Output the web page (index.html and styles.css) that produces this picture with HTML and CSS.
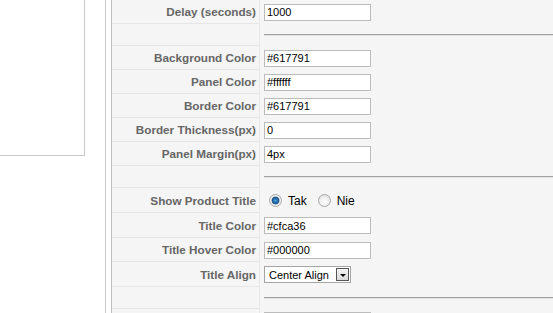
FILE: index.html
```html
<!DOCTYPE html>
<html lang="pl">
<head>
    <meta charset="UTF-8">
    <meta name="viewport" content="width=device-width, initial-scale=1.0">
    <title>Parametry modułu</title>
    <link rel="stylesheet" href="styles.css">
</head>
<body>
    <div class="page">
        <div class="side">
            <div class="side-box"></div>
        </div>

        <div class="panel">
            <div class="params">
                <div class="row">
                    <div class="key">Delay (seconds)</div>
                    <div class="value"><input type="text" value="1000"></div>
                </div>
                <div class="row spacer">
                    <div class="key"></div>
                    <div class="value"><hr></div>
                </div>
                <div class="row">
                    <div class="key">Background Color</div>
                    <div class="value"><input type="text" value="#617791"></div>
                </div>
                <div class="row">
                    <div class="key">Panel Color</div>
                    <div class="value"><input type="text" value="#ffffff"></div>
                </div>
                <div class="row">
                    <div class="key">Border Color</div>
                    <div class="value"><input type="text" value="#617791"></div>
                </div>
                <div class="row">
                    <div class="key">Border Thickness(px)</div>
                    <div class="value"><input type="text" value="0"></div>
                </div>
                <div class="row">
                    <div class="key">Panel Margin(px)</div>
                    <div class="value"><input type="text" value="4px"></div>
                </div>
                <div class="row spacer">
                    <div class="key"></div>
                    <div class="value"><hr></div>
                </div>
                <div class="row tall">
                    <div class="key">Show Product Title</div>
                    <div class="value">
                        <label class="radio"><input type="radio" name="showtitle" checked> Tak</label>
                        <label class="radio"><input type="radio" name="showtitle"> Nie</label>
                    </div>
                </div>
                <div class="row tall">
                    <div class="key">Title Color</div>
                    <div class="value"><input type="text" value="#cfca36"></div>
                </div>
                <div class="row">
                    <div class="key">Title Hover Color</div>
                    <div class="value"><input type="text" value="#000000"></div>
                </div>
                <div class="row tall">
                    <div class="key">Title Align</div>
                    <div class="value">
                        <span class="select">
                            <select>
                                <option>Center Align</option>
                                <option>Left Align</option>
                                <option>Right Align</option>
                            </select>
                            <span class="select-btn"></span>
                        </span>
                    </div>
                </div>
                <div class="row spacer">
                    <div class="key"></div>
                    <div class="value"><hr></div>
                </div>
                <div class="row last">
                    <div class="key"></div>
                    <div class="value"><input type="text" value=""></div>
                </div>
            </div>
        </div>
    </div>
</body>
</html>
```

FILE: styles.css
```css
body {
    margin: 0;
    background: #fff;
    font-family: "Liberation Sans", Arial, sans-serif;
    font-size: 11px;
    color: #000;
    overflow: hidden;
}
.page {
    display: flex;
    align-items: flex-start;
    height: 313px;
}
.side {
    width: 85px;
    margin-right: 20px;
}
.side-box {
    height: 155px;
    border-right: 1px solid #c8c8c8;
    border-bottom: 1px solid #c8c8c8;
    background: #fff;
}
.panel {
    flex: 1;
    height: 100%;
    border-left: 1px solid #cccccc;
    padding-left: 5px;
}
.params {
    height: 100%;
    border-left: 1px solid #c0c0c0;
    background: #f5f5f5;
}
.row {
    display: grid;
    grid-template-columns: 148px 1fr;
    height: 24px;
}
.row.spacer {
    height: 22px;
}
.row.tall {
    height: 25px;
}
.row.last .value {
    align-items: flex-start;
    padding-top: 3px;
}
.key {
    box-sizing: border-box;
    display: flex;
    align-items: center;
    justify-content: flex-end;
    padding-right: 3px;
    border-right: 1px solid #e6e6e6;
    border-bottom: 1px solid #e6e6e6;
    background: #f5f5f5;
    color: #666;
    font-size: 11.7px;
    font-weight: bold;
    white-space: nowrap;
}
.value {
    display: flex;
    align-items: center;
    padding-left: 4px;
}
.value input[type="text"] {
    box-sizing: border-box;
    width: 107px;
    height: 17px;
    margin: 0;
    padding: 0 2px;
    border: 1px solid #bcbcbc;
    background: #fff;
    font-family: "Liberation Sans", Arial, sans-serif;
    font-size: 11px;
    color: #000;
    outline: none;
}
hr {
    flex: 1;
    height: 0;
    margin: 0;
    border: none;
    border-top: 1px solid #a0a0a0;
    border-bottom: 1px solid #e2e2e2;
}
.radio {
    display: inline-flex;
    align-items: center;
    margin-left: 5px;
    margin-right: 6px;
    font-size: 12px;
    color: #000;
}
.radio input {
    appearance: none;
    -webkit-appearance: none;
    box-sizing: border-box;
    width: 13px;
    height: 13px;
    margin: 0 6px 0 0;
    border: 1px solid #a8a8a8;
    border-radius: 50%;
    background: radial-gradient(circle at 50% 60%, #ffffff 0%, #ececec 55%, #cfcfcf 100%);
}
.radio input:checked {
    background: radial-gradient(circle at 50% 50%, #5aa8e0 0, #2a7cc0 1.5px, #1b5486 3.5px, #dcdcdc 4.2px, #ffffff 6px);
}
.select {
    display: inline-flex;
    align-items: center;
    box-sizing: border-box;
    height: 17px;
    border: 1px solid #a5a5a5;
    background: #fff;
    padding-right: 1px;
}
.select select {
    appearance: none;
    -webkit-appearance: none;
    border: none;
    background: transparent;
    padding: 0 4px;
    margin: 0;
    width: 71px;
    font-family: "Liberation Sans", Arial, sans-serif;
    font-size: 11px;
    color: #000;
    outline: none;
}
.select-btn {
    box-sizing: border-box;
    width: 13px;
    height: 13px;
    border: 1px solid #555;
    background: linear-gradient(#f4f4f4, #d8d8d8);
    display: flex;
    align-items: center;
    justify-content: center;
}
.select-btn::after {
    content: "";
    border-left: 3px solid transparent;
    border-right: 3px solid transparent;
    border-top: 3px solid #000;
    margin-top: 2px;
}
```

--- PROBLEM DETAILS ---
Leave out the pictures and transcribe everything else exactly.

--- CORRECT RESPONSE ---
Output the web page (index.html and styles.css) that produces this picture with HTML and CSS.
FILE: index.html
```html
<!DOCTYPE html>
<html lang="pl">
<head>
    <meta charset="UTF-8">
    <meta name="viewport" content="width=device-width, initial-scale=1.0">
    <title>Parametry modułu</title>
    <link rel="stylesheet" href="styles.css">
</head>
<body>
    <div class="page">
        <div class="side">
            <div class="side-box"></div>
        </div>

        <div class="panel">
            <div class="params">
                <div class="row">
                    <div class="key">Delay (seconds)</div>
                    <div class="value"><input type="text" value="1000"></div>
                </div>
                <div class="row spacer">
                    <div class="key"></div>
                    <div class="value"><hr></div>
                </div>
                <div class="row">
                    <div class="key">Background Color</div>
                    <div class="value"><input type="text" value="#617791"></div>
                </div>
                <div class="row">
                    <div class="key">Panel Color</div>
                    <div class="value"><input type="text" value="#ffffff"></div>
                </div>
                <div class="row">
                    <div class="key">Border Color</div>
                    <div class="value"><input type="text" value="#617791"></div>
                </div>
                <div class="row">
                    <div class="key">Border Thickness(px)</div>
                    <div class="value"><input type="text" value="0"></div>
                </div>
                <div class="row">
                    <div class="key">Panel Margin(px)</div>
                    <div class="value"><input type="text" value="4px"></div>
                </div>
                <div class="row spacer">
                    <div class="key"></div>
                    <div class="value"><hr></div>
                </div>
                <div class="row tall">
                    <div class="key">Show Product Title</div>
                    <div class="value">
                        <label class="radio"><input type="radio" name="showtitle" checked> Tak</label>
                        <label class="radio"><input type="radio" name="showtitle"> Nie</label>
                    </div>
                </div>
                <div class="row tall">
                    <div class="key">Title Color</div>
                    <div class="value"><input type="text" value="#cfca36"></div>
                </div>
                <div class="row">
                    <div class="key">Title Hover Color</div>
                    <div class="value"><input type="text" value="#000000"></div>
                </div>
                <div class="row tall">
                    <div class="key">Title Align</div>
                    <div class="value">
                        <span class="select">
                            <select>
                                <option>Center Align</option>
                                <option>Left Align</option>
                                <option>Right Align</option>
                            </select>
                            <span class="select-btn"></span>
                        </span>
                    </div>
                </div>
                <div class="row spacer">
                    <div class="key"></div>
                    <div class="value"><hr></div>
                </div>
                <div class="row last">
                    <div class="key"></div>
                    <div class="value"><input type="text" value=""></div>
                </div>
            </div>
        </div>
    </div>
</body>
</html>
```

FILE: styles.css
```css
body {
    margin: 0;
    background: #fff;
    font-family: "Liberation Sans", Arial, sans-serif;
    font-size: 11px;
    color: #000;
    overflow: hidden;
}
.page {
    display: flex;
    align-items: flex-start;
    height: 313px;
}
.side {
    width: 85px;
    margin-right: 20px;
}
.side-box {
    height: 155px;
    border-right: 1px solid #c8c8c8;
    border-bottom: 1px solid #c8c8c8;
    background: #fff;
}
.panel {
    flex: 1;
    height: 100%;
    border-left: 1px solid #cccccc;
    padding-left: 5px;
}
.params {
    height: 100%;
    border-left: 1px solid #c0c0c0;
    background: #f5f5f5;
}
.row {
    display: grid;
    grid-template-columns: 148px 1fr;
    height: 24px;
}
.row.spacer {
    height: 22px;
}
.row.tall {
    height: 25px;
}
.row.last .value {
    align-items: flex-start;
    padding-top: 3px;
}
.key {
    box-sizing: border-box;
    display: flex;
    align-items: center;
    justify-content: flex-end;
    padding-right: 3px;
    border-right: 1px solid #e6e6e6;
    border-bottom: 1px solid #e6e6e6;
    background: #f5f5f5;
    color: #666;
    font-size: 11.7px;
    font-weight: bold;
    white-space: nowrap;
}
.value {
    display: flex;
    align-items: center;
    padding-left: 4px;
}
.value input[type="text"] {
    box-sizing: border-box;
    width: 107px;
    height: 17px;
    margin: 0;
    padding: 0 2px;
    border: 1px solid #bcbcbc;
    background: #fff;
    font-family: "Liberation Sans", Arial, sans-serif;
    font-size: 11px;
    color: #000;
    outline: none;
}
hr {
    flex: 1;
    height: 0;
    margin: 0;
    border: none;
    border-top: 1px solid #a0a0a0;
    border-bottom: 1px solid #e2e2e2;
}
.radio {
    display: inline-flex;
    align-items: center;
    margin-left: 5px;
    margin-right: 6px;
    font-size: 12px;
    color: #000;
}
.radio input {
    appearance: none;
    -webkit-appearance: none;
    box-sizing: border-box;
    width: 13px;
    height: 13px;
    margin: 0 6px 0 0;
    border: 1px solid #a8a8a8;
    border-radius: 50%;
    background: radial-gradient(circle at 50% 60%, #ffffff 0%, #ececec 55%, #cfcfcf 100%);
}
.radio input:checked {
    background: radial-gradient(circle at 50% 50%, #5aa8e0 0, #2a7cc0 1.5px, #1b5486 3.5px, #dcdcdc 4.2px, #ffffff 6px);
}
.select {
    display: inline-flex;
    align-items: center;
    box-sizing: border-box;
    height: 17px;
    border: 1px solid #a5a5a5;
    background: #fff;
    padding-right: 1px;
}
.select select {
    appearance: none;
    -webkit-appearance: none;
    border: none;
    background: transparent;
    padding: 0 4px;
    margin: 0;
    width: 71px;
    font-family: "Liberation Sans", Arial, sans-serif;
    font-size: 11px;
    color: #000;
    outline: none;
}
.select-btn {
    box-sizing: border-box;
    width: 13px;
    height: 13px;
    border: 1px solid #555;
    background: linear-gradient(#f4f4f4, #d8d8d8);
    display: flex;
    align-items: center;
    justify-content: center;
}
.select-btn::after {
    content: "";
    border-left: 3px solid transparent;
    border-right: 3px solid transparent;
    border-top: 3px solid #000;
    margin-top: 2px;
}
```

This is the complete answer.